Something designed to the outside, like a speed option, is a much better fit here. Or, as Georgia Southern shows later on this drive, just add another tight end onto the field and use both TEs as interior blockers for a zone look. You’re still 8-on-7 to start the play, but the quarterback fake is pulling the backside linebacker away. This is a line that needs things to be made easier on it, and zone blocking with two tight ends and an option threat is about as easy as it gets.
This brings me to the next glaring issue here: this line just cannot handle gap blocking, especially not without a serious passing game or at least a consistent threat to keep it at quarterback.
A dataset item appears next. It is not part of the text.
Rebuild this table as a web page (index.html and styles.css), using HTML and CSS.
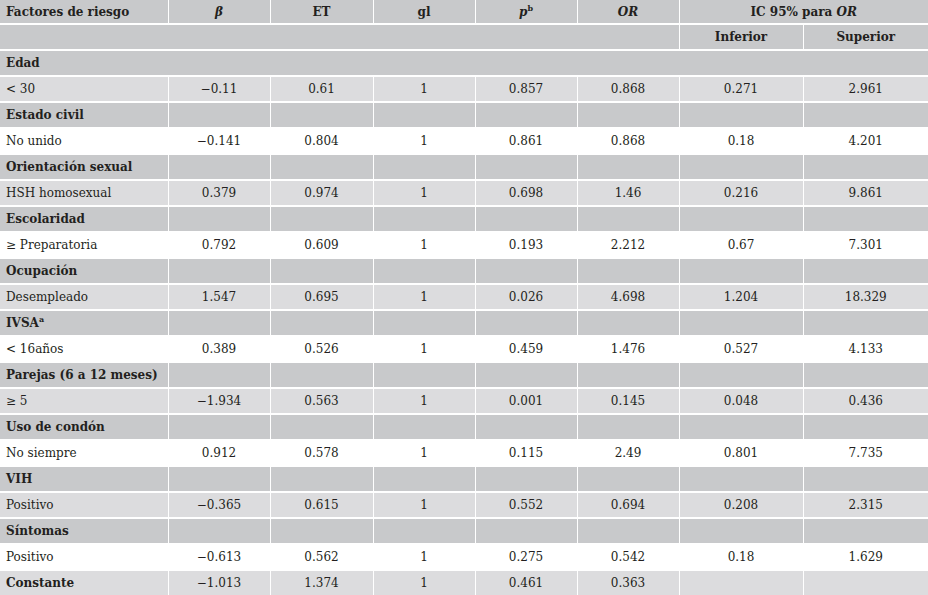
FILE: index.html
```html
<!DOCTYPE html>
<html lang="es">
<head>
<meta charset="utf-8">
<title>Factores de riesgo</title>
<link rel="stylesheet" href="styles.css">
</head>
<body>
<table class="tbl">
  <colgroup>
    <col class="c1"><col class="c2"><col class="c3"><col class="c4"><col class="c5"><col class="c6"><col class="c7"><col class="c8">
  </colgroup>
  <thead>
    <tr class="hd first">
      <th class="lft">Factores de riesgo</th>
      <th><b><i>β</i></b></th>
      <th>ET</th>
      <th>gl</th>
      <th><i>p</i><sup>b</sup></th>
      <th><i>OR</i></th>
      <th colspan="2">IC 95% para <i>OR</i></th>
    </tr>
    <tr class="hd">
      <th colspan="6"></th>
      <th>Inferior</th>
      <th>Superior</th>
    </tr>
  </thead>
  <tbody>
    <tr class="cat"><td class="lft" colspan="8">Edad</td></tr>
    <tr class="gray"><td class="lft">&lt; 30</td><td>−0.11</td><td>0.61</td><td>1</td><td>0.857</td><td>0.868</td><td>0.271</td><td>2.961</td></tr>
    <tr class="cat"><td class="lft">Estado civil</td><td></td><td></td><td></td><td></td><td></td><td></td><td></td></tr>
    <tr class="white"><td class="lft">No unido</td><td>−0.141</td><td>0.804</td><td>1</td><td>0.861</td><td>0.868</td><td>0.18</td><td>4.201</td></tr>
    <tr class="cat"><td class="lft">Orientación sexual</td><td></td><td></td><td></td><td></td><td></td><td></td><td></td></tr>
    <tr class="gray"><td class="lft">HSH homosexual</td><td>0.379</td><td>0.974</td><td>1</td><td>0.698</td><td>1.46</td><td>0.216</td><td>9.861</td></tr>
    <tr class="cat"><td class="lft">Escolaridad</td><td></td><td></td><td></td><td></td><td></td><td></td><td></td></tr>
    <tr class="white"><td class="lft">≥ Preparatoria</td><td>0.792</td><td>0.609</td><td>1</td><td>0.193</td><td>2.212</td><td>0.67</td><td>7.301</td></tr>
    <tr class="cat"><td class="lft">Ocupación</td><td></td><td></td><td></td><td></td><td></td><td></td><td></td></tr>
    <tr class="gray"><td class="lft">Desempleado</td><td>1.547</td><td>0.695</td><td>1</td><td>0.026</td><td>4.698</td><td>1.204</td><td>18.329</td></tr>
    <tr class="cat"><td class="lft">IVSA<sup>a</sup></td><td></td><td></td><td></td><td></td><td></td><td></td><td></td></tr>
    <tr class="white"><td class="lft">&lt; 16años</td><td>0.389</td><td>0.526</td><td>1</td><td>0.459</td><td>1.476</td><td>0.527</td><td>4.133</td></tr>
    <tr class="cat"><td class="lft">Parejas (6 a 12 meses)</td><td></td><td></td><td></td><td></td><td></td><td></td><td></td></tr>
    <tr class="gray"><td class="lft">≥ 5</td><td>−1.934</td><td>0.563</td><td>1</td><td>0.001</td><td>0.145</td><td>0.048</td><td>0.436</td></tr>
    <tr class="cat"><td class="lft">Uso de condón</td><td></td><td></td><td></td><td></td><td></td><td></td><td></td></tr>
    <tr class="white"><td class="lft">No siempre</td><td>0.912</td><td>0.578</td><td>1</td><td>0.115</td><td>2.49</td><td>0.801</td><td>7.735</td></tr>
    <tr class="cat"><td class="lft">VIH</td><td></td><td></td><td></td><td></td><td></td><td></td><td></td></tr>
    <tr class="gray"><td class="lft">Positivo</td><td>−0.365</td><td>0.615</td><td>1</td><td>0.552</td><td>0.694</td><td>0.208</td><td>2.315</td></tr>
    <tr class="cat"><td class="lft">Síntomas</td><td></td><td></td><td></td><td></td><td></td><td></td><td></td></tr>
    <tr class="white"><td class="lft">Positivo</td><td>−0.613</td><td>0.562</td><td>1</td><td>0.275</td><td>0.542</td><td>0.18</td><td>1.629</td></tr>
    <tr class="gray"><td class="lft strong">Constante</td><td>−1.013</td><td>1.374</td><td>1</td><td>0.461</td><td>0.363</td><td></td><td></td></tr>
  </tbody>
</table>
</body>
</html>
```

FILE: styles.css
```css
html, body {
  margin: 0;
  padding: 0;
  background: #ffffff;
}

.tbl {
  width: 928px;
  table-layout: fixed;
  border-collapse: collapse;
  font-family: "DejaVu Serif", "Liberation Serif", serif;
  font-size: 12px;
  color: #231f20;
}

.c1 { width: 168px; }
.c2 { width: 102px; }
.c3 { width: 103px; }
.c4 { width: 102px; }
.c5 { width: 102px; }
.c6 { width: 102px; }
.c7 { width: 124px; }
.c8 { width: 125px; }

.tbl th,
.tbl td {
  height: 26px;
  padding: 0 6px;
  box-sizing: border-box;
  text-align: center;
  vertical-align: middle;
  border: 1px solid #ffffff;
  border-top-width: 1px;
  border-bottom-width: 2px;
  white-space: nowrap;
  overflow: hidden;
}

.tbl tr.first th {
  height: 24px;
  border-top: 0;
}

.tbl th,
.tbl .cat td {
  font-weight: bold;
}

.tbl .lft {
  text-align: left;
}

.tbl td.strong {
  font-weight: bold;
}

.tbl tr > :first-child { border-left: 0; }
.tbl tr > :last-child { border-right: 0; }

.hd th,
.cat td {
  background: #c8c9cb;
}

.gray td {
  background: #dcdcde;
}

.white td {
  background: #ffffff;
}

.tbl sup {
  font-size: 8px;
  line-height: 0;
  vertical-align: 5px;
}
```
FAU’s defense was able to shoot gaps all game long, and these pullers just are not arriving fast enough to make them pay for it.
It even shows up on zone looks, in preventing bigger plays from developing. A broken tackle still springs this one, but it feels like Georgia Southern’s blockers never get to the second level in time, especially not on backside linebackers, like the one who makes a play here. Some pre-snap motion or counter looks could work to give those second-level blockers a little more time, but this is a talent issue as much as it is anything else. Georgia Southern’s offensive linemen feel mismatched with this scheme, they’re too big.
Plus, the motion stuff that is here really doesn’t work to hold linebackers -- it really just encourages them to play as aggressively as possible because Georgia Southern rarely runs against its pre-snap motion.
The result is, to be blunt, an option offense that just doesn’t make a whole lot of sense. The concepts don’t fit the scheme especially well and aren’t themselves designed with much physical understanding of the game to begin with. Georgia Southern is running the option like an established option power, as it was in the FCS days. The issue: those days are over. The Eagles need to get creative and reestablish the talent level up front before it can play like this again. Right now, you just have an underdog playing like a favorite.